> Requirements
Gather each line in the entries that includes the string "this".

> Records provided
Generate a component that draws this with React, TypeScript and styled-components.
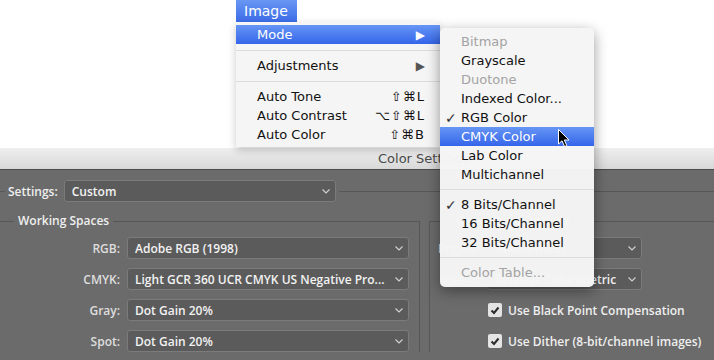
---
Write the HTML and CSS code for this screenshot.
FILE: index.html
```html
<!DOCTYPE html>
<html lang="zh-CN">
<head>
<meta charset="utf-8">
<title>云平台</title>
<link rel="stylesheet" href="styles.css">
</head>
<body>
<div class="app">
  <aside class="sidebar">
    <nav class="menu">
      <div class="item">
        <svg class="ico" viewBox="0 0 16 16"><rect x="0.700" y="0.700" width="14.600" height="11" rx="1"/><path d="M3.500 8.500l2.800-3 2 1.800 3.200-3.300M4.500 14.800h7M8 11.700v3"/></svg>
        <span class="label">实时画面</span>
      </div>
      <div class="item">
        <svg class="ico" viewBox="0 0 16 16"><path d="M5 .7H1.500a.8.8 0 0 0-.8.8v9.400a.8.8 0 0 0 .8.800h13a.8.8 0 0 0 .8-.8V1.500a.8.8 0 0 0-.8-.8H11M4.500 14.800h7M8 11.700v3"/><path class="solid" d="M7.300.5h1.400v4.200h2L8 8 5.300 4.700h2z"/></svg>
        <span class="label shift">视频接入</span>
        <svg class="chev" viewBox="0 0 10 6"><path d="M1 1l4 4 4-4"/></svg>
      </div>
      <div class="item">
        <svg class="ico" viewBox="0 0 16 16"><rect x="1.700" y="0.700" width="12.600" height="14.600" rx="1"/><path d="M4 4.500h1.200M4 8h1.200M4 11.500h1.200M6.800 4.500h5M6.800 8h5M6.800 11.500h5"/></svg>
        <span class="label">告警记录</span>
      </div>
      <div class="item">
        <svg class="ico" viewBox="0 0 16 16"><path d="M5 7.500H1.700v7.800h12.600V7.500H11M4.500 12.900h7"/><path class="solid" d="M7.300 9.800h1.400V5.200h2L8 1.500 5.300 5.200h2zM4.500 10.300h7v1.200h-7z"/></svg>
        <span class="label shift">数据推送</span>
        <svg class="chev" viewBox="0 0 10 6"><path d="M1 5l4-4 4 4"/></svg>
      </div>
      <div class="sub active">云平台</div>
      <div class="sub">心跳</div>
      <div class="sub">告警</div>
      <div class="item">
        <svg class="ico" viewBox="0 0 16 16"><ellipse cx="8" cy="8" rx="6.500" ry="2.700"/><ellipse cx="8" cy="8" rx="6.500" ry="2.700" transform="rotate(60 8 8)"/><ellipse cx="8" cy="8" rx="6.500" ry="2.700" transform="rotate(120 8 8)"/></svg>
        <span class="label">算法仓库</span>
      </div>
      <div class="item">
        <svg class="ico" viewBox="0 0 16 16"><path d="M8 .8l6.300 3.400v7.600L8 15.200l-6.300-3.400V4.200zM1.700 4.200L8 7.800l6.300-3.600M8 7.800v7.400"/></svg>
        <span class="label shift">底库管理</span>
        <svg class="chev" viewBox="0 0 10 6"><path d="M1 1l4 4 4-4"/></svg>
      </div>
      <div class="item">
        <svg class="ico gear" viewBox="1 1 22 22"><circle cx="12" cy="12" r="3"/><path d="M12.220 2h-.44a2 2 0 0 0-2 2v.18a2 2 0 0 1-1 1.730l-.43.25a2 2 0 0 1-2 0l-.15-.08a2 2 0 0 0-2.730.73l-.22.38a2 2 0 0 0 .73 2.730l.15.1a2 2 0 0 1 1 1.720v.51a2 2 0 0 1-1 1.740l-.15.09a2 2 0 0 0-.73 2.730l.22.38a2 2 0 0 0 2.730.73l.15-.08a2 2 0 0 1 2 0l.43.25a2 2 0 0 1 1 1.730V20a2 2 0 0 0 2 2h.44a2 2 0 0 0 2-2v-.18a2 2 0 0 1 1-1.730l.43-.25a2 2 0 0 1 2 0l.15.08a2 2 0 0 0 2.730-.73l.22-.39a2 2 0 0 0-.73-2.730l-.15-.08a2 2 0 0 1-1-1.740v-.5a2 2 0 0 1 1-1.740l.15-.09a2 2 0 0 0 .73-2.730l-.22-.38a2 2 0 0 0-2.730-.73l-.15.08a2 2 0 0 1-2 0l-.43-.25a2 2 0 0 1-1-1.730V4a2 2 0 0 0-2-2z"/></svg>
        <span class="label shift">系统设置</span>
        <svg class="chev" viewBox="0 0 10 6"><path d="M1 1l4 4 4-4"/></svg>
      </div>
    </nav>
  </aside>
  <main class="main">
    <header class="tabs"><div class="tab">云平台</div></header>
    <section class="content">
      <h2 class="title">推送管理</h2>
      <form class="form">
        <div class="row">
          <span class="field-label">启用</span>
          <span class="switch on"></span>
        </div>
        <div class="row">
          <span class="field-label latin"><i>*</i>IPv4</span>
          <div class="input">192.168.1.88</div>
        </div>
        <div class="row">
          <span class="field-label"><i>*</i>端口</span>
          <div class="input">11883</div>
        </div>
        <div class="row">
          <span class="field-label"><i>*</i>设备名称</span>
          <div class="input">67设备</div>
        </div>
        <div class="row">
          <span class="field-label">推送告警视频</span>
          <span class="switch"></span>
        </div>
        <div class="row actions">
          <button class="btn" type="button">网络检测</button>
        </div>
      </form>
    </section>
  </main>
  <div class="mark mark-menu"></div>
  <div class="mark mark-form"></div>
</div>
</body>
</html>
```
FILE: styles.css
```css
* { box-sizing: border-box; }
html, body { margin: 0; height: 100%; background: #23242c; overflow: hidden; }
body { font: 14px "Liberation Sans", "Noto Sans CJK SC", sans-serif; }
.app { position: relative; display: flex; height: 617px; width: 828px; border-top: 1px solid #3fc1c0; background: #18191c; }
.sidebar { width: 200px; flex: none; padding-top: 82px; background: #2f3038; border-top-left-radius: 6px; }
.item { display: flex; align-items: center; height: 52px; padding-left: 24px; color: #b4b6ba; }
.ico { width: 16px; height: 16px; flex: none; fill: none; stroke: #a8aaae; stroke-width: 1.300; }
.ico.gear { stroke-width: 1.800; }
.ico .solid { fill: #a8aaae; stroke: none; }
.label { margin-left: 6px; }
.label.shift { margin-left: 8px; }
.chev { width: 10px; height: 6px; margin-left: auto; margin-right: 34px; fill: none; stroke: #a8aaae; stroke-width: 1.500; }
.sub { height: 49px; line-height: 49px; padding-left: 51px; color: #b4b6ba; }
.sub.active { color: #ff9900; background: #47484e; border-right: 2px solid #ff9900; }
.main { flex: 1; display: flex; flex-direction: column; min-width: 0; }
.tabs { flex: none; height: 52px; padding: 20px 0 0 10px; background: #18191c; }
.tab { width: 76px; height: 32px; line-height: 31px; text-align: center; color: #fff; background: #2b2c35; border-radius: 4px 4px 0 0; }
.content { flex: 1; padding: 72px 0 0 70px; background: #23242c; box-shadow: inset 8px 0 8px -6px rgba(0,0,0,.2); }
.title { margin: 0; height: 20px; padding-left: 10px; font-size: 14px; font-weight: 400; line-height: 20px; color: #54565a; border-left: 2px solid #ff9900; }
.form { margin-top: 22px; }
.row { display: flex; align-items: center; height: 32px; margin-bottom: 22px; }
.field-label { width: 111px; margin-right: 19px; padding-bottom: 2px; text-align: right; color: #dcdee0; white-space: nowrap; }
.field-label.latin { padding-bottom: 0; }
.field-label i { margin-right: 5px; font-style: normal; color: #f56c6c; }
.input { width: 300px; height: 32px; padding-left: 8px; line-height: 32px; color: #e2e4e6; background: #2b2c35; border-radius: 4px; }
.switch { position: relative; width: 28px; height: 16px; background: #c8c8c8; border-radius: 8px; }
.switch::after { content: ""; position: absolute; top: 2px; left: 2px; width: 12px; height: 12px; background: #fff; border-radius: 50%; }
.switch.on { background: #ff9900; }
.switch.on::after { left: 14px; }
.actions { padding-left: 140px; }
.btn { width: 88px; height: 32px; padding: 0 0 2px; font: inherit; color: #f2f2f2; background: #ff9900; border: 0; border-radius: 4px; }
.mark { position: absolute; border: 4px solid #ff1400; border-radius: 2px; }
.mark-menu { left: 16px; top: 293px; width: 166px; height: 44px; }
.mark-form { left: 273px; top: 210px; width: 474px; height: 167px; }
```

> Task solution
Generate a component that draws this with React, TypeScript and styled-components.
Write the HTML and CSS code for this screenshot.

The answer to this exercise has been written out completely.